> [Data]
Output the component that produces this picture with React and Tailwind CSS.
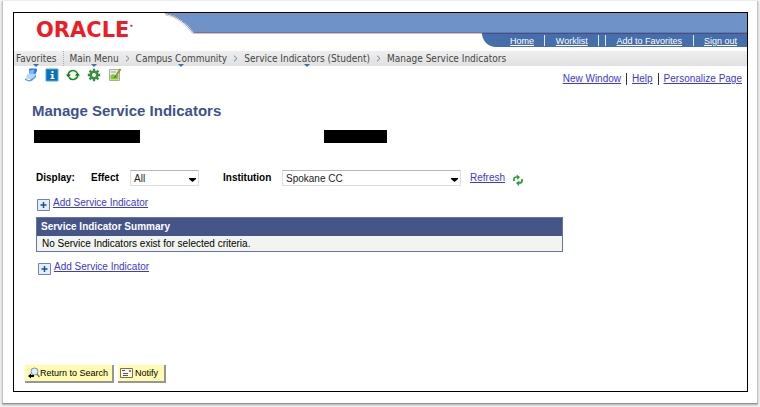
import React from "react";

function MenuMark() {
  return (
    <svg viewBox="0 0 6 3" className="absolute left-1/2 top-[12px] h-[3px] w-[6px] -translate-x-1/2" aria-hidden="true">
      <path d="M0 0h6L3 3z" fill="#3573b5" />
    </svg>
  );
}

function Chevron() {
  return (
    <svg viewBox="0 0 5 7" className="h-[7px] w-[5px]" aria-hidden="true">
      <path d="M1 .7l3 2.8-3 2.8" fill="none" stroke="#6d7f99" />
    </svg>
  );
}

function HeaderSeparator() {
  return <span className="h-[11px] w-px bg-[#dfe8f5]" />;
}

function Breadcrumbs() {
  return (
    <nav aria-label="Breadcrumb" className="mt-[4px] flex h-[15px] items-center bg-gradient-to-b from-[#eeeeee] to-[#e1e1e1] pl-[2px] font-['DejaVu_Sans_Condensed','DejaVu_Sans',sans-serif] text-[10px] leading-[14px] text-[#454545]">
      <a href="#favorites" className="relative">Favorites<MenuMark /></a>
      <span className="ml-[6px] h-[15px] border-l border-dotted border-[#aaaaaa]" />
      <div className="ml-[6px] flex items-center gap-[6px]">
        <a href="#menu" className="relative">Main Menu<MenuMark /></a>
        <Chevron />
        <a href="#campus" className="relative">Campus Community<MenuMark /></a>
        <Chevron />
        <a href="#service" className="relative">Service Indicators (Student)<MenuMark /></a>
        <Chevron />
        <a href="#manage">Manage Service Indicators</a>
      </div>
    </nav>
  );
}

function Header() {
  return (
    <header className="flex h-[34px]">
      <div className="w-[151px] shrink-0 pl-[22px] pt-[6px]">
        <div className="flex font-['DejaVu_Sans',sans-serif] text-[21px] font-bold leading-[22px] text-[#ee1c25]">
          ORACLE<span className="text-[6px] leading-[14px]">•</span>
        </div>
      </div>
      <svg viewBox="0 0 30 22" className="h-[22px] w-[30px] shrink-0" aria-hidden="true">
        <path d="M0 0h30v19H28.500C22 11 14 3 0 0z" fill="#6f93c8" />
        <path d="M0 .5C14 3.500 21 11 28 19.500h2" fill="none" stroke="#8b88a4" />
        <path d="M0 2C13 4 20 12 27.500 20.500H30" fill="none" stroke="#d7d3d3" />
      </svg>
      <div className="flex flex-1 flex-col">
        <div className="h-[20px] border-b border-[#77739c] bg-[#6f93c8]" />
        <div className="flex">
          <div className="h-px flex-1 bg-[#c9c5c8]" />
          <nav aria-label="Account" className="flex h-[14px] w-[265px] items-center justify-between rounded-bl-[14px] border-t border-[#385292] bg-[#456ead] pl-[28px] pr-[10px] font-['Liberation_Sans',Arial,sans-serif] text-[9px] leading-[12px] text-white">
            <a href="#home" className="underline">Home</a>
            <HeaderSeparator />
            <a href="#worklist" className="underline">Worklist</a>
            <span className="flex gap-[6px]"><HeaderSeparator /><HeaderSeparator /></span>
            <a href="#add" className="underline">Add to Favorites</a>
            <HeaderSeparator />
            <a href="#signout" className="underline">Sign out</a>
          </nav>
        </div>
      </div>
    </header>
  );
}

function IconButton({ label, children }) {
  return (
    <button type="button" aria-label={label} className="h-[14px] w-[14px]">
      <svg viewBox="0 0 14 14" className="h-[14px] w-[14px]">{children}</svg>
    </button>
  );
}

function Toolbar() {
  return (
    <div className="flex gap-[7px] pl-[10px] pt-[2px]">
      <IconButton label="Notes">
        <path d="M5 1.500Q5 .5 6.500.5H12Q13.500.5 13 2.500L11.500 6 5.500 7z" fill="#2477ef" />
        <path d="M5.500 2.500l5-1-1 4-4 1.500z" fill="#7fb5ff" />
        <path d="M3 6.500l7-1 2 2-3 4-7-1z" fill="#b8d6fb" />
        <path d="M1 10.500l4 1.800 5-3 2-3v3l-4 3.500-3 .7-4-1.500z" fill="#5a9bf2" />
      </IconButton>
      <IconButton label="Information">
        <path d="M1 1h12v12H1z" fill="#0872b9" stroke="#56a3d6" />
        <path d="M6.500 3h2v2h-2zM5.500 6h3v4h1v1h-4v-1h1V7h-1z" fill="#fff" />
      </IconButton>
      <IconButton label="Reload">
        <path d="M2.300 7.500A4.700 4.700 0 0 1 11 4.800M11.700 6.500A4.700 4.700 0 0 1 3 9.200" fill="none" stroke="#159015" strokeWidth="1.700" />
        <path d="M0 6.500h5L2.400 9.500zM9 7.500h5l-2.600-3z" fill="#087a08" />
      </IconButton>
      <IconButton label="Settings">
        <path d="M7 .8v12.400M.8 7h12.400M2.600 2.600l8.800 8.800M11.400 2.600l-8.800 8.800" stroke="#358b3d" strokeWidth="2.300" />
        <circle cx="7" cy="7" r="3.300" fill="#fff" stroke="#3a9143" strokeWidth="2.600" />
      </IconButton>
      <IconButton label="Edit page">
        <path d="M1.500 1.500h10v11h-10z" fill="#eef1e8" stroke="#a6aca0" />
        <path d="M2.500 7l3-1 2 1.500 3-1v5h-8z" fill="#83c92e" />
        <path d="M3 4h5" stroke="#80a4b0" />
        <path d="M12.500 1L7.500 8.500" stroke="#8d9835" strokeWidth="2" />
        <path d="M7.500 8l-1 2" stroke="#444" />
      </IconButton>
    </div>
  );
}

function SelectBox({ id, value, className }) {
  return (
    <div className={"relative " + className}>
      <select id={id} defaultValue={value} className="block h-[16px] w-full appearance-none rounded-[1px] border border-[#dcdde5] border-t-[#b5b6c2] bg-white pl-[3px] text-[10px] leading-[13px] text-[#222222]">
        <option>{value}</option>
      </select>
      <svg viewBox="0 0 7 4" className="pointer-events-none absolute right-[3px] top-[8px] h-[4px] w-[7px]" aria-hidden="true">
        <path d="M0 0h7v1L3.500 4 0 1z" fill="#000" />
      </svg>
    </div>
  );
}

function AddIndicator() {
  return (
    <a href="#add-indicator" className="flex w-fit items-start gap-[3px] leading-[13px] text-[#4038d0]">
      <svg viewBox="0 0 13 12" className="mt-[3px] h-[12px] w-[13px]" aria-hidden="true">
        <path d="M.5.5h12v11H.5z" fill="#e2f0fb" stroke="#7480b4" />
        <path d="M3.500 6h6M6.500 3v6" stroke="#254b9b" strokeWidth="1.500" />
      </svg>
      <span className="underline">Add Service Indicator</span>
    </a>
  );
}

export default function App() {
  return (
    <div className="flex min-h-screen bg-[#f4f4f4] px-[2px] pb-[3px] pt-px font-['Liberation_Sans',Arial,sans-serif] text-[10px] text-black">
      <div className="flex flex-1 border-b border-l border-r border-b-[#929292] border-l-[#c4c4c4] border-r-[#c4c4c4] bg-white pb-[11px] pl-[10px] pr-[9px] pt-[11px] shadow-[0_1px_2px_#aaaaaa]">
        <div className="flex min-w-0 flex-1 flex-col border border-black">
          <Header />
          <Breadcrumbs />
          <div className="flex items-start justify-between">
            <Toolbar />
            <nav aria-label="Page" className="flex items-center gap-[5px] pr-[5px] pt-[6px] text-[10px] leading-[13px] text-[#4038d0]">
              <a href="#window" className="underline">New Window</a>
              <span className="h-[12px] w-px bg-[#303050]" />
              <a href="#help" className="underline">Help</a>
              <span className="h-[12px] w-px bg-[#303050]" />
              <a href="#personalize" className="underline">Personalize Page</a>
            </nav>
          </div>
          <main className="flex flex-1 flex-col pl-[18px]">
            <h1 className="mt-[16px] text-[15px] font-bold leading-[20px] text-[#40528c]">Manage Service Indicators</h1>
            <div className="ml-[2px] mt-[9px] flex gap-[184px]">
              <div className="h-[13px] w-[106px] bg-black" />
              <div className="h-[13px] w-[63px] bg-black" />
            </div>
            <form className="ml-[4px] mt-[27px] flex items-center text-[10px] leading-[14px]">
              <strong className="w-[55px]">Display:</strong>
              <label htmlFor="effect" className="w-[39px] font-bold">Effect</label>
              <SelectBox id="effect" value="All" className="w-[69px]" />
              <label htmlFor="institution" className="ml-[24px] w-[59px] font-bold">Institution</label>
              <SelectBox id="institution" value="Spokane CC" className="w-[179px]" />
              <a href="#refresh" className="ml-[9px] text-[#4038d0] underline">Refresh</a>
              <button type="button" aria-label="Refresh indicators" className="ml-[7px] mt-[3px]">
                <svg viewBox="0 0 12 12" className="h-[12px] w-[12px]">
                  <path d="M2 7V5Q2 3 5 3M10 5v2Q10 9 7 9" fill="none" stroke="#2c9a34" strokeWidth="1.700" />
                  <path d="M4.500 .5l3.500 2.500-2.500 3zM7.500 6.500l-3.500 2.500L7 12z" fill="#2c9a34" />
                </svg>
              </button>
            </form>
            <div className="ml-[5px] mt-[10px]"><AddIndicator /></div>
            <table className="ml-[4px] mt-[6px] w-[527px] border-collapse border border-[#6674a6] text-left text-[10px] leading-[15px]">
              <thead><tr><th className="h-[18px] bg-[#465587] pl-[4px] font-bold text-white">Service Indicator Summary</th></tr></thead>
              <tbody><tr><td className="h-[16px] bg-[#f2f4ef] pl-[5px]">No Service Indicators exist for selected criteria.</td></tr></tbody>
            </table>
            <div className="ml-[6px] mt-[8px]"><AddIndicator /></div>
            <div className="-ml-[7px] mb-[8px] mt-auto flex gap-[4px] text-[9px] leading-[14px]">
              <button type="button" className="flex h-[18px] items-center border-b-2 border-r-2 border-[#969696] bg-[#fffbb0] pl-[3px] pr-[4px]">
                <svg viewBox="0 0 12 12" className="h-[12px] w-[12px]" aria-hidden="true">
                  <circle cx="6.500" cy="4.500" r="3.500" fill="#d9f1ff" stroke="#7792b5" />
                  <path d="M9 7l2.500 3" stroke="#8c6d7b" strokeWidth="1.500" />
                  <path d="M0 9l3-2.500V8h3v2H3v1.500z" fill="#000" />
                </svg>
                Return to Search
              </button>
              <button type="button" className="flex h-[18px] items-center gap-[2px] border-b-2 border-r-2 border-[#969696] bg-[#fffbb0] pl-[2px] pr-[6px]">
                <svg viewBox="0 0 13 10" className="h-[10px] w-[13px]" aria-hidden="true">
                  <path d="M.5.5h12v9H.5z" fill="#fbf8e8" stroke="#736f68" />
                  <path d="M2 2.500h3M3 5.500h5M3 7.500h5" stroke="#555" />
                  <path d="M9 2h2v2H9z" fill="#cc5e5e" />
                </svg>
                Notify
              </button>
            </div>
          </main>
        </div>
      </div>
    </div>
  );
}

> [Exercise prompt] Say how many lines of the data include the string "React". Nothing other than the number should be given.

> [The reply] 2